Baudelaire’s natural death, a consequence of time that makes Le Spleen a Nachlass, resonates strangely, then, with the metaphorical “death of the author” evidenced in the formlessness and unfinishedness that makes this heterogeneous collection readable, nevertheless, as a meaningful artistic intervention: one that gives the ever-changing city its form as a chantier, noisy with the work of time. What we are to make of what has been left to us—time’s Nachlass—is very much a matter, in other words, of the generic options available to us, and of the assumptions they entail. And it is on that understanding that I propose the following hypothesis: a suitable reading frame for Le Spleen—and by extension for the chantier-like oeuvre, or rather energeia, of which it is a fragment—is that of a certain kind of diary. A poet’s diary certainly, as I have said. But a poet’s diary that, to the extent that it constitutes a diary of urban existence, reads as a record of the so-called death of the author that is a consequence of the authorial subject’s own subordination to the erosion of time, the work of the city.
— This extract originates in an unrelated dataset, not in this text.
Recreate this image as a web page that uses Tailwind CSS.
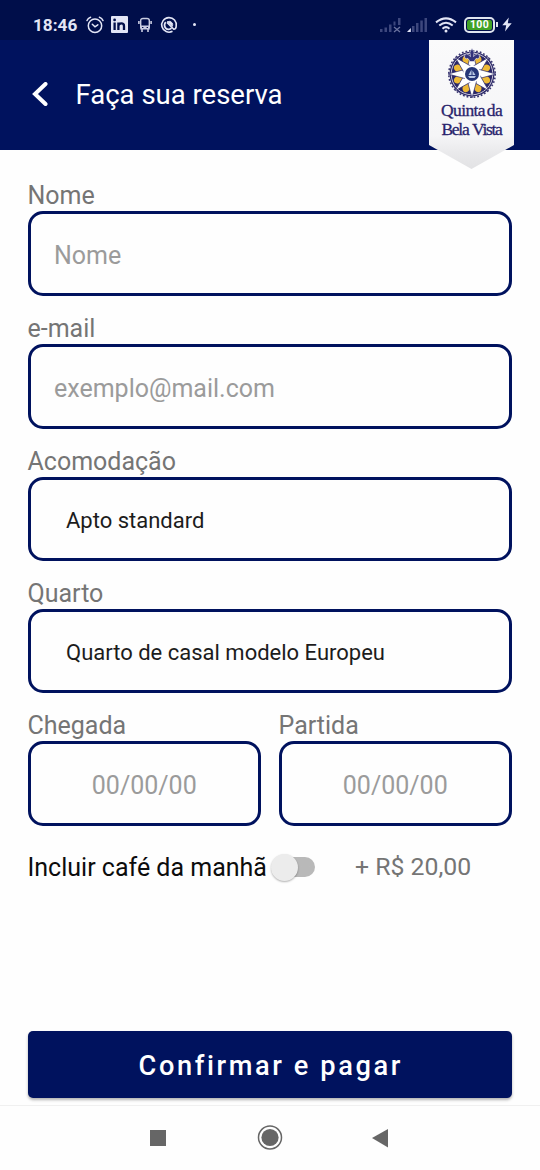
<!DOCTYPE html>
<html lang="pt-BR">
<head>
<meta charset="utf-8">
<meta name="viewport" content="width=device-width, initial-scale=1">
<title>Faça sua reserva</title>
<script src="https://cdn.jsdelivr.net/npm/@tailwindcss/browser@4"></script>
</head>
<body class="bg-white">
<div class="relative flex h-[1170px] w-[540px] flex-col overflow-hidden bg-[#fefefe] font-['Roboto',sans-serif]">

  <!-- Status bar -->
  <div class="flex h-10 shrink-0 items-center bg-[#000e4a] pt-[9px] text-[#e3e6f6]">
    <span class="ml-[33px] w-[53px] text-[17.2px] leading-5 font-bold whitespace-nowrap">18:46</span>
    <svg class="h-[18px] w-[18px] shrink-0" viewBox="0 0 18 18" fill="none" stroke="currentColor" stroke-width="1.5" stroke-linecap="round"><circle cx="9" cy="9.7" r="6.7"/><path d="M1 4.6Q2 2 4.6 1.2M17 4.6Q16 2 13.4 1.2M6.3 8.3L9 10.8L11.8 8.8"/></svg>
    <svg class="ml-[7px] h-[17px] w-[17px] shrink-0" viewBox="0 0 17 17"><rect width="17" height="17" rx="1" fill="#e3e6f6"/><g stroke="#000e4a" stroke-width="2.3" fill="none"><path d="M3.6 6.5V14M7.4 6.5V14M7.4 10Q7.6 7.4 10.3 7.4Q13 7.4 13 10V14"/></g><circle cx="3.6" cy="3.9" r="1.4" fill="#000e4a"/></svg>
    <svg class="ml-[10px] h-[16px] w-[14px] shrink-0" viewBox="0 0 14 16" fill="none" stroke="#c9cde2"><path d="M2.700 11V3.500Q2.700 1.500 5 1.500H9Q11.300 1.500 11.300 3.500V11" stroke-width="1.400"/><path d="M2.200 8.500H11.800V12.500H2.200Z" fill="#c9cde2" stroke="none"/><path d="M.9 4V7M13.100 4V7M4 12V15M10 12V15" stroke-width="1.600"/><path d="M4 10.500H5.400M8.600 10.500H10" stroke="#000e4a"/></svg>
    <svg class="ml-[8px] h-[18px] w-[18px] shrink-0" viewBox="0 0 18 18" fill="none" stroke="currentColor"><path d="M12.500 15.300A7.300 7.300 0 1 1 16.200 10.200Q16 13.200 13.800 13.200L7 6.500" stroke-width="1.600"/><path d="M5.800 6.200A4 4 0 0 0 11.500 12.200" stroke-width="1.800"/><path d="M7 5.800Q10.500 4 12.300 7Q13 8.500 12.500 10.300L7 5.800Z" fill="currentColor" stroke-width=".8"/></svg>
    <span class="ml-[15px] h-[3px] w-[3px] shrink-0 rounded-sm bg-[#e3e6f6]"></span>
    <svg class="ml-[184px] h-[16px] w-[22px] shrink-0" viewBox="0 0 22 16" fill="#3d477d"><path d="M0 12h2.500v3H0zM4.500 10.500h2.500v4.500H4.500zM9 7.500h2.500v7.500H9zM13.500 4.500h2v4h-2zM18 1h2.500v7H18z"/><path d="M14 10L20 15M20 10L14 15" stroke="#6a739f" stroke-width="1.3"/></svg>
    <svg class="ml-[5px] h-[16px] w-[21px] shrink-0" viewBox="0 0 21 16" fill="#3d477d"><path d="M0 15L3.800 11V15z" fill="#e3e6f6"/><path d="M5 9h2.500v6H5zM9 6h2.500v9H9zM13.300 3.500h2.500v11.500h-2.500zM17.500 1H20v14h-2.500z"/></svg>
    <svg class="ml-[7px] h-[16px] w-[22px] shrink-0" viewBox="0 0 22 16" fill="none" stroke="currentColor" stroke-width="2"><path d="M1 5.400Q11-2.600 21 5.400M4.300 8.600Q11 3 17.700 8.600M7.500 11.700Q11 8.600 14.500 11.700"/><circle cx="11" cy="14" r="1.500" fill="currentColor" stroke="none"/></svg>
    <div class="ml-[7px] flex h-[16px] w-[31px] shrink-0 items-center justify-center rounded-[5px] border-2 border-[#dfe5ef] p-px">
      <span class="flex h-[10px] w-full items-center justify-center rounded-[2px] bg-[#41a326] text-[10.500px] leading-[10px] font-bold tracking-[.3px] text-white">100</span>
    </div>
    <span class="ml-px h-[5px] w-[2px] shrink-0 bg-[#dfe5ef]"></span>
    <svg class="ml-[4px] h-[15px] w-[10px] shrink-0" viewBox="0 0 10 15"><path d="M6.800.500L.300 8.200H4.200L3 14.500L9.700 6.200H5.800Z" fill="currentColor"/></svg>
  </div>

  <!-- App bar -->
  <header class="flex h-[110px] shrink-0 items-center bg-[#00125e]">
    <svg class="ml-[32px] h-[26px] w-[17px]" viewBox="0 0 17 26" fill="none" stroke="#fff" stroke-width="4" stroke-linecap="round"><path d="M13.500 2L3 12L13.500 22"/></svg>
    <h1 class="ml-[26.5px] text-[27.5px] leading-8 whitespace-nowrap text-white">Faça sua reserva</h1>
  </header>

  <!-- Hotel pennant, hanging over the app bar -->
  <div class="absolute top-10 left-[429px] flex h-[130px] w-[85px] flex-col items-center">
    <svg class="absolute inset-0 h-full w-full overflow-visible" viewBox="0 0 85 130">
      <defs><linearGradient id="cloth" x1="0" y1="0" x2="0" y2="1"><stop offset="0" stop-color="#fafafb"/><stop offset=".74" stop-color="#f5f5f7"/><stop offset=".88" stop-color="#e9e9eb"/><stop offset="1" stop-color="#e2e2e4"/></linearGradient></defs>
      <path d="M0 0H85V105L42.500 129L0 105Z" fill="url(#cloth)"/>
    </svg>
    <svg class="relative mt-[8px] h-[52px] w-[50px]" viewBox="-25 -26 50 52">
      <circle r="22.500" fill="#2b2868"/>
      <circle r="23.200" fill="none" stroke="#3b3872" stroke-width="1.600" stroke-dasharray="1.800 1.840"/>
      <circle r="20.800" fill="none" stroke="#c9c5d6" stroke-width="1"/>
      <g fill="#edb935">
        <g id="lobes">
          <ellipse cy="-14.800" rx="3.700" ry="4.600" transform="rotate(22.500)"/>
          <ellipse cy="-14.800" rx="3.700" ry="4.600" transform="rotate(67.500)"/>
          <ellipse cy="-14.800" rx="3.700" ry="4.600" transform="rotate(112.500)"/>
          <ellipse cy="-14.800" rx="3.700" ry="4.600" transform="rotate(157.500)"/>
        </g>
        <use href="#lobes" transform="rotate(180)"/>
      </g>
      <g stroke="#2b2868" stroke-width=".7" fill="#fff">
        <g id="rays">
          <path d="M0-24L4.600-7H-4.600Z"/>
          <path d="M0-23.500L4.600-7H-4.600Z" transform="rotate(45)"/>
          <path d="M0-24L4.600-7H-4.600Z" transform="rotate(90)"/>
          <path d="M0-23.500L4.600-7H-4.600Z" transform="rotate(135)"/>
        </g>
        <use href="#rays" transform="rotate(180)"/>
      </g>
      <circle r="8.800" fill="#fff"/>
      <path d="M0-25.500Q3.500-22 1.500-17.500Q6.500-22.500 7.500-18Q7.500-14.500 4-15.500L2-12.500H-2L-4-15.500Q-7.500-14.500-7.500-18Q-6.500-22.500-1.500-17.500Q-3.500-22 0-25.500Z" fill="#33337b" stroke="#f4f4f6" stroke-width=".6"/>
      <circle r="7" fill="#263779"/>
      <path d="M-.500-4.500L-3.500 1H-.500ZM.500-3.500L3.500 1H.500ZM-4 2H4L2.500 4H-2.500Z" fill="#b9c9e4"/>
    </svg>
    <div class="relative mt-px flex flex-col items-center font-['Liberation_Serif',serif] text-[17.5px] leading-[19px] whitespace-nowrap text-[#29246c] [-webkit-text-stroke:.3px_#29246c]">
      <span class="tracking-[-.6px] [word-spacing:-2px]">Quinta da</span>
      <span class="tracking-[-1.3px] [word-spacing:1px]">Bela Vista</span>
    </div>
  </div>

  <!-- Booking form -->
  <main class="flex flex-1 flex-col pt-[30px] pr-[28px] pl-[27.5px]">
    <label class="flex flex-col">
      <span class="h-[31px] text-[25px] leading-[31px] text-[#757575]">Nome</span>
      <span class="flex h-[85px] items-center rounded-[15px] border-3 border-[#00125e] pt-[4px] pl-[23.5px] text-[25px] text-[#9b9b9b]">Nome</span>
    </label>
    <label class="mt-[17px] flex flex-col">
      <span class="h-[31px] text-[25px] leading-[31px] text-[#757575]">e-mail</span>
      <span class="flex h-[85px] items-center rounded-[15px] border-3 border-[#00125e] pt-[4px] pl-[23.5px] text-[25px] text-[#9b9b9b]">exemplo@mail.com</span>
    </label>
    <label class="mt-[17px] flex flex-col">
      <span class="h-[31px] text-[25px] leading-[31px] text-[#757575]">Acomodação</span>
      <span class="flex h-[84px] items-center rounded-[15px] border-3 border-[#00125e] pt-[3px] pl-[35.5px] text-[22px] text-[#1c1c1c]">Apto standard</span>
    </label>
    <label class="mt-[17px] flex flex-col">
      <span class="h-[31px] text-[25px] leading-[31px] text-[#757575]">Quarto</span>
      <span class="flex h-[84px] items-center rounded-[15px] border-3 border-[#00125e] pt-[3px] pl-[35.5px] text-[22px] text-[#1c1c1c]">Quarto de casal modelo Europeu</span>
    </label>
    <div class="mt-[17px] grid grid-cols-2 gap-[17.5px]">
      <label class="flex flex-col">
        <span class="h-[31px] text-[25px] leading-[31px] text-[#757575]">Chegada</span>
        <span class="flex h-[85px] items-center justify-center rounded-[15px] border-3 border-[#00125e] pt-[4px] text-[25px] text-[#9b9b9b]">00/00/00</span>
      </label>
      <label class="flex flex-col">
        <span class="h-[31px] text-[25px] leading-[31px] text-[#757575]">Partida</span>
        <span class="flex h-[85px] items-center justify-center rounded-[15px] border-3 border-[#00125e] pt-[4px] text-[25px] text-[#9b9b9b]">00/00/00</span>
      </label>
    </div>
    <div class="mt-[24px] flex h-[34px] items-center">
      <span class="w-[243.5px] pt-[2px] text-[25px] leading-[34px] whitespace-nowrap text-[#0c0c0c]">Incluir café da manhã</span>
      <span class="flex h-[20px] w-[44px] items-center rounded-full bg-gradient-to-r from-transparent from-20% to-[#b9b9b9] to-20%">
        <span class="h-[27px] w-[27px] shrink-0 rounded-full bg-[#ececec] shadow-[0_1px_2px_rgba(0,0,0,.3)]"></span>
      </span>
      <span class="ml-[40px] text-[24.8px] leading-[34px] whitespace-nowrap text-[#757575]">+ R$ 20,00</span>
    </div>
    <button class="mt-auto mb-[7.5px] h-[66.5px] rounded-[5px] bg-[#00125e] pt-[5px] pl-[2px] text-[27.2px] font-medium tracking-[2.6px] text-white shadow-[0_2px_3px_rgba(0,0,0,.3)]">Confirmar e pagar</button>
  </main>

  <!-- System navigation -->
  <nav class="flex h-[65px] shrink-0 items-center border-t border-[#f0f0f0] text-[#666]">
    <span class="ml-[150px] h-[16px] w-[16px] bg-[#666]"></span>
    <svg class="ml-[91px] h-[26px] w-[26px]" viewBox="0 0 26 26"><circle cx="13" cy="12.500" r="11.500" fill="none" stroke="currentColor" stroke-width="1.500"/><circle cx="13" cy="12.500" r="8.600" fill="currentColor"/></svg>
    <svg class="ml-[89px] h-[19px] w-[16px]" viewBox="0 0 16 19"><path d="M16 0V18.500L0 9Z" fill="currentColor"/></svg>
  </nav>
</div>
</body>
</html>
As I pointed out in chapter 5, Baudelaire’s poems of urban croisement differ from flâneur writing by virtue of the critical character of their analysis of alienated city life; as he wrote to Sainte-Beuve, he is a Joseph Delorme “tirant de chaque objet une morale désagréable” (C 2:583). Such texts also do not exhaust the wide range of different kinds of texts that make up the collection. But the tradition of flâneur writing is relevant to Le Spleen de Paris in one important way: as something like a reportage concerning the everyday it was, like news gathering in general, a collective enterprise in which individual authorship—the individual pieces were, of course, signed—was ultimately secondary to a much more general project. As an investigation of the new way of life that had been formed in the emergent social organization accompanying the industrial revolution, flâneur journalism was a kind of collective bricolage. And as such it was piecemeal in its approach, widely diverse in its interpretations, evaluations and judgments, haphazard in its choice of reportable subject matter, and variable as to style and point of view.
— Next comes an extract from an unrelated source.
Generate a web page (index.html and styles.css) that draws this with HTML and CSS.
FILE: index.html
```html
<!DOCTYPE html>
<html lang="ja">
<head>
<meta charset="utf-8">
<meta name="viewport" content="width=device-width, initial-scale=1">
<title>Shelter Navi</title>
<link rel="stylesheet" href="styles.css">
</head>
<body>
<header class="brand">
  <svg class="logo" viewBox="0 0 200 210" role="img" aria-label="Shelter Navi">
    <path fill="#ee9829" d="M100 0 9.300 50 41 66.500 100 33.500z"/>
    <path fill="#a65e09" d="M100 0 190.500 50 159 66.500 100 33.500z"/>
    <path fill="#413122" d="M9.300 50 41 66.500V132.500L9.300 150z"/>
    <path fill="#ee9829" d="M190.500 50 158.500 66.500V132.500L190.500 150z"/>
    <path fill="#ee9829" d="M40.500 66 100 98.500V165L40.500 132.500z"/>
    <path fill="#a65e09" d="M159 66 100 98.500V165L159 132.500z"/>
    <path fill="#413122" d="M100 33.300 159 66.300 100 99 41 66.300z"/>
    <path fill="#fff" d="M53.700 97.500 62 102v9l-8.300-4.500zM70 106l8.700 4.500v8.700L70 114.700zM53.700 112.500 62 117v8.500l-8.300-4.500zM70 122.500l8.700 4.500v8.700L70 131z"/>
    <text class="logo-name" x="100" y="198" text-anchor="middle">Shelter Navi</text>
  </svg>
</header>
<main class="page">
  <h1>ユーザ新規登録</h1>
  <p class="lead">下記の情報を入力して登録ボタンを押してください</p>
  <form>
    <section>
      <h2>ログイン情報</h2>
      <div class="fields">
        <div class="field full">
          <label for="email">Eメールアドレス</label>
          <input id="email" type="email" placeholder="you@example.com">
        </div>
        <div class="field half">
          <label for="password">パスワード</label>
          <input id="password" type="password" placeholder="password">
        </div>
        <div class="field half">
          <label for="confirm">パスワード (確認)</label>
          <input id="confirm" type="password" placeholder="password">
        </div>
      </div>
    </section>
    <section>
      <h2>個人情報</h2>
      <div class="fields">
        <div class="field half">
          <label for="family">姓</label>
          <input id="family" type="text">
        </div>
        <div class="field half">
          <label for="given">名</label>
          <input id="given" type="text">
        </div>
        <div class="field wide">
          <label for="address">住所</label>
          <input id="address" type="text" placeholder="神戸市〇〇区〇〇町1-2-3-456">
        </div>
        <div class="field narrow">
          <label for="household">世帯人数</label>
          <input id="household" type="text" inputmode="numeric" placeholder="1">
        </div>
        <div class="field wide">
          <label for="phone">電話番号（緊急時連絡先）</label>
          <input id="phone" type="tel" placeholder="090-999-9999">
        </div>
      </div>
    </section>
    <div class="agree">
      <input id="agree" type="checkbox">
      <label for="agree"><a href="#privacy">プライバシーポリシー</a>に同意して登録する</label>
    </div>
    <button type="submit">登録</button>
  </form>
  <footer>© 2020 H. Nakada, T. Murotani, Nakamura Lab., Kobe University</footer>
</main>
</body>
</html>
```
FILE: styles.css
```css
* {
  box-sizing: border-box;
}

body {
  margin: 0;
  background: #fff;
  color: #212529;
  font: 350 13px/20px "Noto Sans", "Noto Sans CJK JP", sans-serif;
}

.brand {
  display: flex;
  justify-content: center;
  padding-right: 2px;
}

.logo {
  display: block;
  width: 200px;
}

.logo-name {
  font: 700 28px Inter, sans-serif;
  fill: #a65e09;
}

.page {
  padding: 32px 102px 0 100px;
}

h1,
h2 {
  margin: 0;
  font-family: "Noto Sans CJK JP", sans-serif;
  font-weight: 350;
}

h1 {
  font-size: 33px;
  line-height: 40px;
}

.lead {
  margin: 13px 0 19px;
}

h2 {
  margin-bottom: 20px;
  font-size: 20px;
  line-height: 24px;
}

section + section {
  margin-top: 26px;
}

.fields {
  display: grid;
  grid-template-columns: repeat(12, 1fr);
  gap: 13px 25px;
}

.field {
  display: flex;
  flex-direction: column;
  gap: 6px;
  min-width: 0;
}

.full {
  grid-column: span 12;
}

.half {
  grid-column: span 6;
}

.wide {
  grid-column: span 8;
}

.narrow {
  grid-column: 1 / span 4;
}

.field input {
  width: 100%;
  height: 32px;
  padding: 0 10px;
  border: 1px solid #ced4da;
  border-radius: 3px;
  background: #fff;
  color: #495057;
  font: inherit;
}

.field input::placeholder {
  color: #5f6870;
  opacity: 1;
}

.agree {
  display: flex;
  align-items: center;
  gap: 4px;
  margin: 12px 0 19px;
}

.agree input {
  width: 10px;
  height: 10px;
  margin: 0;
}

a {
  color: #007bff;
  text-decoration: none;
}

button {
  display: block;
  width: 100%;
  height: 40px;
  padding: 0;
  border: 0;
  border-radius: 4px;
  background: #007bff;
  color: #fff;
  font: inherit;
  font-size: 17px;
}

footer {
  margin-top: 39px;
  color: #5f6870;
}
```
If it attested to the becoming newsworthy of everyday life under the conditions of modernity, its project was perhaps never clearly defined: given that it aimed in a general way to introduce citizens to the way of life of neighbors with whom they might live cheek-by-jowl without having any form of insight into their conditions of existence, was this understood or understandable as a matter of information, of entertainment, of moral judgment, or political ideology? Was it merely reportage or did it constitute literature? And what was its relation to the other modes of writing that made up the feuilleton and together defined the category of the feuilletonesque, by contrast with the more consequent journalistic reporting that belonged “above the fold”?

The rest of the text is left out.